Smoking, alcohol and NSAID use did not affect the prevalence of GERD in this study. Previous studies gave conflicting reports on the effect of smoking [25, 26]. The role of NSAID use in the etiopathogenesis of GERD is equally controversial [27, 28]. However the use of caffeine containing beverage namely coffee and kolanut was clearly more prevalent among the students who had GERD compared to those without GERD (P = 0.0001, relative risk = 1.672, odds ratio = 2.2 for coffee; and P = 0.0012, relative risk = 1.59, odds ratio = 2.015 for kolanut). Coffee drinking is not very common among the general population in Nigeria but may be prevalent among students who drink this beverage to keep awake in order to read especially during examinations. Kolanut has the same effect and is even cheaper. This nut is widely grown in the South Western part of Nigeria but extensively consumed in the Northern and South Eastern parts of the country. GERD may be prevalent in those kola-eating areas. Larger population-based studies are needed to further elucidate this view.

The use of antibiotics for the eradication of Helicobacter pylori (H. pylori) related gastroduodenal disorders became widespread in Nigeria about 15 years ago with the result that many dyspeptic patients are rightly or wrongly placed on this treatment. Drugs for the eradication of H. pylori are administered indiscriminately because there are no guidelines for the use of these drugs and even where the guidelines exist; they are not followed properly because of constraints of poor laboratory support. It is possible that such widespread use of drugs for H. pylori eradication may be attended by a rise in the prevalence of GERD and its complications [29-31]. This thinking needs to be further elucidated by research.

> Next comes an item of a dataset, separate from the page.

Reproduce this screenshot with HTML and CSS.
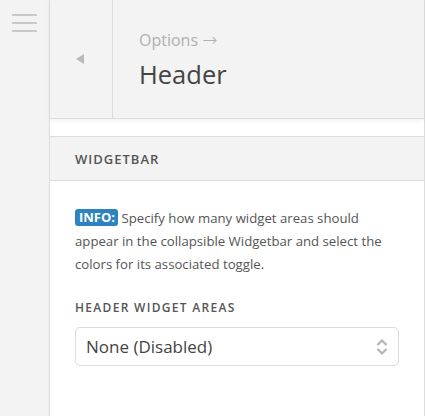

A questionnaire-based study such as this is not without limitations. The Carlsson-Dent questionnaire deals mainly with the major esophageal syndromes of GERD. The atypical features such as chest pain, epigastric pain, laryngitis, chronic cough and asthmatic attacks are not included. The result is that the prevalence determined in this study may be less than what actually obtains. Another limitation is the fact that symptom analysis was not compared with any confirmatory test for GERD. However, it is difficult nowadays to talk about a gold standard for the diagnosis of GERD.

Endoscopy has relatively low sensitivity as the absence of visible mucosal breaks is reported in 55% to 81% of patients presenting with reflux symptoms in primary care [32]. Ambulatory 24 hour pH monitoring is the most widely used test to establish the presence of excessive GERD, and to correlate symptoms temporally with reflux. This test is invasive, inconvenient and costly. Also there exists no absolute threshold value that reliably identifies GERD patients. Investigators evaluating the sensitivity of pH monitoring report obtaining normal esophageal acid exposure in 25% of patients with reflux esophagitis and about 30% of patients with non-erosive reflux disease [33-35].

In conclusion, GERD may not be rare in Africans as previously thought. The prevalence in Nigerian medical students is high and this may be related to the consumption of caffeine-containing substances namely coffee and kolanut consumed commonly by students in their bid to exploit the cerebral stimulant effect of these substances during examinations when they need to stay awake and read. There is a need for more population-based studies on GERD in Nigeria.


The author declares no conflicts of interest related to this article.